Presentation Information

[5O2-IS-5a-04]Large Language Models Do Not Solve Hallucinations in Materials Knowledge: A Preliminary Analysis

〇Yutong Duan1, Satoshi Kosugi1, Manabu Okumura1, Kotaro Funakoshi1 (1. Insititute of Science Tokyo)
regular

Keywords:

Large Language Models,Materials Science,Numerical Hallucination

Identifier-conditioned numeric retrieval is a high-stakes use case for LLM-based scientific assistants, where outputs must be record-level correct. We evaluate structured property retrieval from the Materials Project (MP) database under five controlled settings across three models: GPT-5-mini, Gemini-2.5-flash-lite, and Llama-4 Scout-17B-16E. LLM-only baselines fail completely and exhibit structured hallucination patterns, including near-zero/default-value collapse for band gap.

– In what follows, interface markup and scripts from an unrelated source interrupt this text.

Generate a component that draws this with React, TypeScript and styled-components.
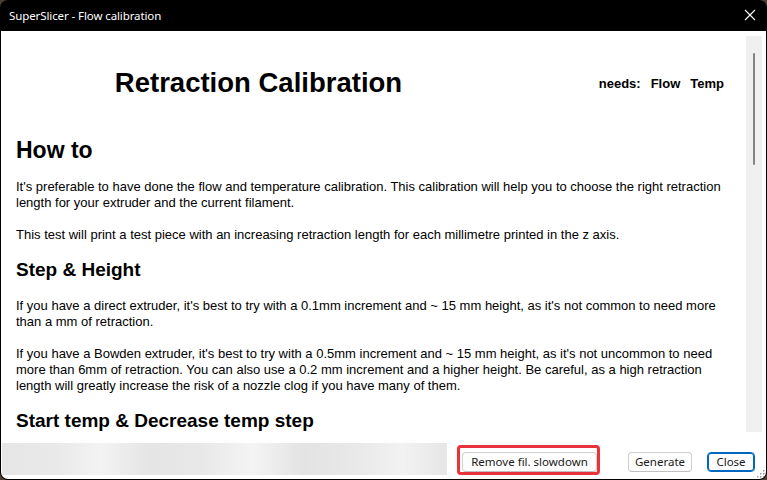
import React from "react";
import styled, { createGlobalStyle } from "styled-components";

const Global = createGlobalStyle`
  html, body { margin: 0; padding: 0; background: #4a4038; }
  body { width: 767px; height: 480px; overflow: hidden; }
  #root { width: 767px; height: 480px; }
  * { box-sizing: border-box; }
`;

const Window = styled.div`
  width: 767px;
  height: 480px;
  background: #000;
  border-radius: 8px;
  overflow: hidden;
  display: flex;
  flex-direction: column;
  padding: 0 1px 1px 1px;
`;

const TitleBar = styled.div`
  height: 31px;
  flex: none;
  display: flex;
  align-items: center;
  justify-content: space-between;
  padding: 0 10px 0 8px;
  color: #fff;
  font-family: "Noto Sans", "Open Sans", sans-serif;
  font-size: 11.5px;
`;

const TitleText = styled.span`
  letter-spacing: -0.1px;
`;

const CloseX = styled.svg`
  width: 12px;
  height: 12px;
  margin-top: -1px;
`;

const Client = styled.div`
  flex: 1;
  background: #fff;
  display: flex;
  flex-direction: column;
  border-radius: 0 0 7px 7px;
  overflow: hidden;
`;

const HtmlArea = styled.div`
  height: 405px;
  flex: none;
  display: flex;
  overflow: hidden;
`;

const Doc = styled.div`
  flex: 1;
  overflow: hidden;
  padding: 0 8px 0 15px;
  font-family: "Liberation Sans", Arial, sans-serif;
  color: #000;
`;

const TitleRow = styled.div`
  display: grid;
  grid-template-columns: 485px 1fr;
  align-items: center;
  height: 70px;
  margin-top: 17px;
`;

const BigTitle = styled.div`
  text-align: center;
  font-weight: bold;
  font-size: 27.5px;
`;

const Needs = styled.div`
  display: flex;
  justify-content: flex-end;
  gap: 10px;
  padding-right: 14px;
  font-weight: bold;
  font-size: 13px;
`;

const H1 = styled.h1`
  margin: 18px 0 0 0;
  font-size: 23px;
  line-height: 28px;
  font-weight: bold;
`;

const H2 = styled.h2`
  margin: 15px 0 0 0;
  font-size: 19px;
  line-height: 24px;
  font-weight: bold;
`;

const P = styled.p<{ $first?: boolean }>`
  margin: ${(p) => (p.$first ? "15px" : "16px")} 0 0 0;
  font-size: 13px;
  line-height: 16px;
`;

const ScrollCol = styled.div`
  width: 20px;
  flex: none;
  padding: 5px 4px 4px 0;
`;

const Track = styled.div`
  height: 396px;
  background: #f0f0f0;
  display: flex;
  justify-content: center;
  padding-top: 17px;
`;

const Thumb = styled.div`
  width: 2px;
  height: 112px;
  background: #858585;
  border-radius: 1px;
`;

const BottomBar = styled.div`
  flex: 1;
  display: flex;
  align-items: flex-start;
  padding: 11px 0 0 1px;
  position: relative;
`;

const Gauge = styled.div`
  width: 445px;
  height: 32px;
  margin-top: -4px;
  flex: none;
  background: linear-gradient(
    90deg,
    #e6e6e6 0%,
    #e9e9e9 12%,
    #f3f3f3 22%,
    #e5e5e5 33%,
    #e8e8e8 45%,
    #f4f4f4 56%,
    #e3e3e3 68%,
    #e9e9e9 80%,
    #f2f2f2 90%,
    #e6e6e6 100%
  );
`;

const Highlight = styled.div`
  margin-left: 10px;
  margin-top: -2px;
  padding: 4px 0 0 2px;
  border: 3px solid #e8323c;
  border-radius: 4px;
  display: flex;
  flex: none;
`;

const Button = styled.button<{ $focus?: boolean }>`
  height: 20px;
  padding: 0;
  flex: none;
  white-space: nowrap;
  font-family: "Noto Sans", "Open Sans", sans-serif;
  font-size: 11.5px;
  color: #1a1a1a;
  background: #fdfdfd;
  border: 1px solid ${(p) => (p.$focus ? "#0067c0" : "#d0d0d0")};
  box-shadow: ${(p) => (p.$focus ? "inset 0 0 0 1px #0067c0" : "none")};
  border-bottom-color: ${(p) => (p.$focus ? "#0067c0" : "#c0c0c0")};
  border-radius: 4px;
  display: flex;
  align-items: center;
  justify-content: center;
  line-height: 1;
`;

const RightButtons = styled.div`
  display: flex;
  gap: 15px;
  margin-left: 28px;
  margin-top: 5px;
`;

const Grip = styled.svg`
  position: absolute;
  right: 1px;
  bottom: 1px;
  width: 9px;
  height: 9px;
`;

export default function App() {
  return (
    <>
      <Global />
      <Window>
        <TitleBar>
          <TitleText>SuperSlicer - Flow calibration</TitleText>
          <CloseX viewBox="0 0 12 12">
            <path d="M1 1 L11 11 M11 1 L1 11" stroke="#fff" strokeWidth="1.1" fill="none" />
          </CloseX>
        </TitleBar>
        <Client>
          <HtmlArea>
            <Doc>
              <TitleRow>
                <BigTitle>Retraction Calibration</BigTitle>
                <Needs>
                  <span>needs:</span>
                  <span>Flow</span>
                  <span>Temp</span>
                </Needs>
              </TitleRow>
              <H1>How to</H1>
              <P $first>
                It's preferable to have done the flow and temperature calibration. This calibration will help you to choose the right retraction length for your extruder and the current filament.
              </P>
              <P>
                This test will print a test piece with an increasing retraction length for each millimetre printed in the z axis.
              </P>
              <H2>Step &amp; Height</H2>
              <P>
                If you have a direct extruder, it's best to try with a 0.1mm increment and ~ 15 mm height, as it's not common to need more than a mm of retraction.
              </P>
              <P>
                If you have a Bowden extruder, it's best to try with a 0.5mm increment and ~ 15 mm height, as it's not uncommon to need more than 6mm of retraction. You can also use a 0.2 mm increment and a higher height. Be careful, as a high retraction length will greatly increase the risk of a nozzle clog if you have many of them.
              </P>
              <H2>Start temp &amp; Decrease temp step</H2>
              <P>
                The retraction test will print at the start temperature and decrease it by the decrease temp step for each tower.
              </P>
            </Doc>
            <ScrollCol>
              <Track>
                <Thumb />
              </Track>
            </ScrollCol>
          </HtmlArea>
          <BottomBar>
            <Gauge />
            <Highlight>
              <Button style={{ width: 135 }}>Remove fil. slowdown</Button>
            </Highlight>
            <RightButtons>
              <Button style={{ width: 64 }}>Generate</Button>
              <Button $focus style={{ width: 48 }}>Close</Button>
            </RightButtons>
            <Grip viewBox="0 0 9 9">
              {[
                [7, 1], [7, 4], [4, 4], [7, 7], [4, 7], [1, 7],
              ].map(([x, y], i) => (
                <rect key={i} x={x} y={y} width="1.5" height="1.5" fill="#9a9a9a" />
              ))}
            </Grip>
          </BottomBar>
        </Client>
      </Window>
    </>
  );
}
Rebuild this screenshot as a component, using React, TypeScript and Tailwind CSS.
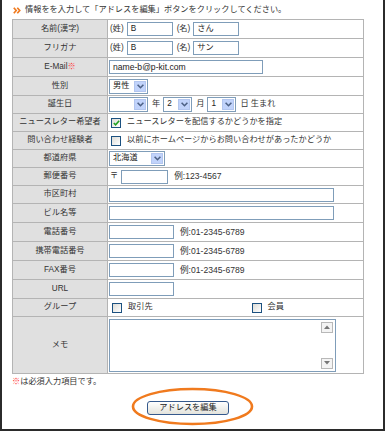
import React from 'react';

const Field = ({ className, value }: { className: string; value?: string }) => (
  <div className={`h-[14px] border border-[#7f9db9] bg-white flex items-center pl-[3px] text-[#222] ${className}`}>
    {value}
  </div>
);

const Select = ({ className, value }: { className: string; value?: string }) => (
  <div className={`h-[15px] border border-[#7f9db9] bg-white flex items-center ${className}`}>
    <span className="flex-1 pl-[3px] text-[#222]">{value}</span>
    <span className="w-[12px] h-[11px] mr-[1px] bg-[#c1d3fb] border border-[#b3c6ef] flex items-center justify-center">
      <svg width="7" height="5" viewBox="0 0 7 5">
        <path d="M0.6 0.8 L3.5 3.7 L6.4 0.8" stroke="#4d6185" strokeWidth="1.6" fill="none" />
      </svg>
    </span>
  </div>
);

const Checkbox = ({ checked }: { checked?: boolean }) => (
  <span className="w-[10px] h-[10px] shrink-0 border border-[#1c5180] bg-gradient-to-br from-[#dcdcd7] to-white flex items-center justify-center">
    {checked && (
      <svg width="7" height="6" viewBox="0 0 7 6">
        <path d="M0.8 3 L2.6 4.8 L6.2 0.8" stroke="#21a121" strokeWidth="1.6" fill="none" />
      </svg>
    )}
  </span>
);

const Row = ({ label, h, children }: { label: React.ReactNode; h: string; children?: React.ReactNode }) => (
  <div className={`flex border-b border-[#b4b4b4] ${h}`}>
    <div className="w-[95px] shrink-0 bg-[#e0e0e0] border-r border-[#b4b4b4] flex items-center justify-center text-[#333]">
      {label}
    </div>
    <div className="flex-1 flex items-center pl-[2px] text-[#333]">{children}</div>
  </div>
);

const Example = ({ text }: { text: string }) => <span className="ml-[6px] text-[8.6px]">{text}</span>;

export default function App() {
  return (
    <div className="relative w-[385px] h-[431px] bg-white border-x-2 border-b-2 border-[#2b2b2b] font-['Liberation_Sans','Noto_Sans_CJK_JP',sans-serif] text-[8.2px] leading-none text-[#333] overflow-hidden">
      {/* header */}
      <div className="h-[19px] pl-[11px] pt-[2px] flex items-center gap-[4px]">
        <svg width="8" height="7" viewBox="0 0 8 7">
          <path d="M0.8 0.8 L3.2 3.5 L0.8 6.2 M4.3 0.8 L6.7 3.5 L4.3 6.2" stroke="#f07a1e" strokeWidth="1.7" fill="none" />
        </svg>
        <span>情報をを入力して「アドレスを編集」ボタンをクリックしてください。</span>
      </div>

      {/* form table */}
      <div className="ml-[10px] w-[352px] border-x border-t border-[#b4b4b4]">
        <Row label="名前(漢字)" h="h-[19px]">
          <span>(姓)</span>
          <Field className="w-[46px] ml-[3px]" value="B" />
          <span className="ml-[4px]">(名)</span>
          <Field className="w-[46px] ml-[3px]" value="さん" />
        </Row>
        <Row label="フリガナ" h="h-[19px]">
          <span>(姓)</span>
          <Field className="w-[46px] ml-[3px]" value="B" />
          <span className="ml-[4px]">(名)</span>
          <Field className="w-[46px] ml-[3px]" value="サン" />
        </Row>
        <Row
          label={
            <span>
              E-Mail<span className="text-[#ff3333]">※</span>
            </span>
          }
          h="h-[19px]"
        >
          <Field className="w-[154px] ml-[-1px] text-[8.6px]" value="name-b@p-kit.com" />
        </Row>
        <Row label="性別" h="h-[19px]">
          <Select className="w-[39px] ml-[-1px]" value="男性" />
        </Row>
        <Row label="誕生日" h="h-[18px]">
          <Select className="w-[39px] ml-[-1px]" />
          <span className="ml-[4px]">年</span>
          <Select className="w-[29px] ml-[3px]" value="2" />
          <span className="ml-[4px]">月</span>
          <Select className="w-[29px] ml-[3px]" value="1" />
          <span className="ml-[4px]">日 生まれ</span>
        </Row>
        <Row label="ニュースレター希望者" h="h-[18px]">
          <span className="ml-[1px]">
            <Checkbox checked />
          </span>
          <span className="ml-[6px]">ニュースレターを配信するかどうかを指定</span>
        </Row>
        <Row label="問い合わせ経験者" h="h-[18px]">
          <span className="ml-[1px]">
            <Checkbox />
          </span>
          <span className="ml-[6px]">以前にホームページからお問い合わせがあったかどうか</span>
        </Row>
        <Row label="都道府県" h="h-[18px]">
          <Select className="w-[56px] ml-[-1px]" value="北海道" />
        </Row>
        <Row label="郵便番号" h="h-[18px]">
          <span>〒</span>
          <Field className="w-[47px] ml-[3px]" />
          <Example text="例:123-4567" />
        </Row>
        <Row label="市区町村" h="h-[18px]">
          <Field className="w-[225px] ml-[-1px]" />
        </Row>
        <Row label="ビル名等" h="h-[19px]">
          <Field className="w-[225px] ml-[-1px]" />
        </Row>
        <Row label="電話番号" h="h-[19px]">
          <Field className="w-[65px] ml-[-1px]" />
          <Example text="例:01-2345-6789" />
        </Row>
        <Row label="携帯電話番号" h="h-[19px]">
          <Field className="w-[65px] ml-[-1px]" />
          <Example text="例:01-2345-6789" />
        </Row>
        <Row label="FAX番号" h="h-[19px]">
          <Field className="w-[65px] ml-[-1px]" />
          <Example text="例:01-2345-6789" />
        </Row>
        <Row label="URL" h="h-[19px]">
          <Field className="w-[65px] ml-[-1px]" />
        </Row>
        <Row label="グループ" h="h-[18px]">
          <span className="ml-[2px]">
            <Checkbox />
          </span>
          <span className="ml-[6px]">取引先</span>
          <span className="ml-[99px]">
            <Checkbox />
          </span>
          <span className="ml-[6px]">会員</span>
        </Row>
        <Row label="メモ" h="h-[57px]">
          <div className="ml-[-1px] w-[227px] h-[53px] border border-[#7f9db9] bg-white flex justify-end p-[2px]">
            <div className="w-[12px] flex flex-col justify-between">
              <span className="h-[11px] border border-[#b8b8b8] bg-[#f4f4f4] flex items-center justify-center">
                <svg width="6" height="4" viewBox="0 0 6 4">
                  <path d="M0 4 L3 0.5 L6 4 Z" fill="#777" />
                </svg>
              </span>
              <span className="h-[11px] border border-[#b8b8b8] bg-[#f4f4f4] flex items-center justify-center">
                <svg width="6" height="4" viewBox="0 0 6 4">
                  <path d="M0 0 L3 3.5 L6 0 Z" fill="#777" />
                </svg>
              </span>
            </div>
          </div>
        </Row>
      </div>

      {/* note */}
      <div className="ml-[10px] mt-[3px] h-[10px] flex items-center">
        <span className="text-[#ff3333]">※</span>
        <span>は必須入力項目です。</span>
      </div>

      {/* submit */}
      <div className="mt-[14px] pl-[145px]">
        <button className="w-[82px] h-[14px] rounded-[3px] border border-[#35598c] bg-gradient-to-b from-white to-[#e3e3dc] text-[#222] flex items-center justify-center">
          アドレスを編集
        </button>
      </div>

      {/* highlight ring around the button */}
      <svg className="absolute left-[129px] top-[387px]" width="123" height="39" viewBox="0 0 123 39">
        <ellipse cx="61.5" cy="19.5" rx="59.5" ry="17.5" stroke="#f07a1e" strokeWidth="2.6" fill="none" />
      </svg>
    </div>
  );
}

Tool grounding substantially improves accuracy, but remains brittle due to last-mile outputting and formatting errors; prompt-only mitigations are also unreliable. We propose Retrieve--Verify--Override (RVO), a lightweight correctness layer that deterministically verifies the model output against the retrieved MP record and overrides on any mismatch or parse failure. RVO achieves perfect record-level accuracy across model families in our benchmark, indicating that reliable numeric retrieval requires deterministic enforcement beyond prompting.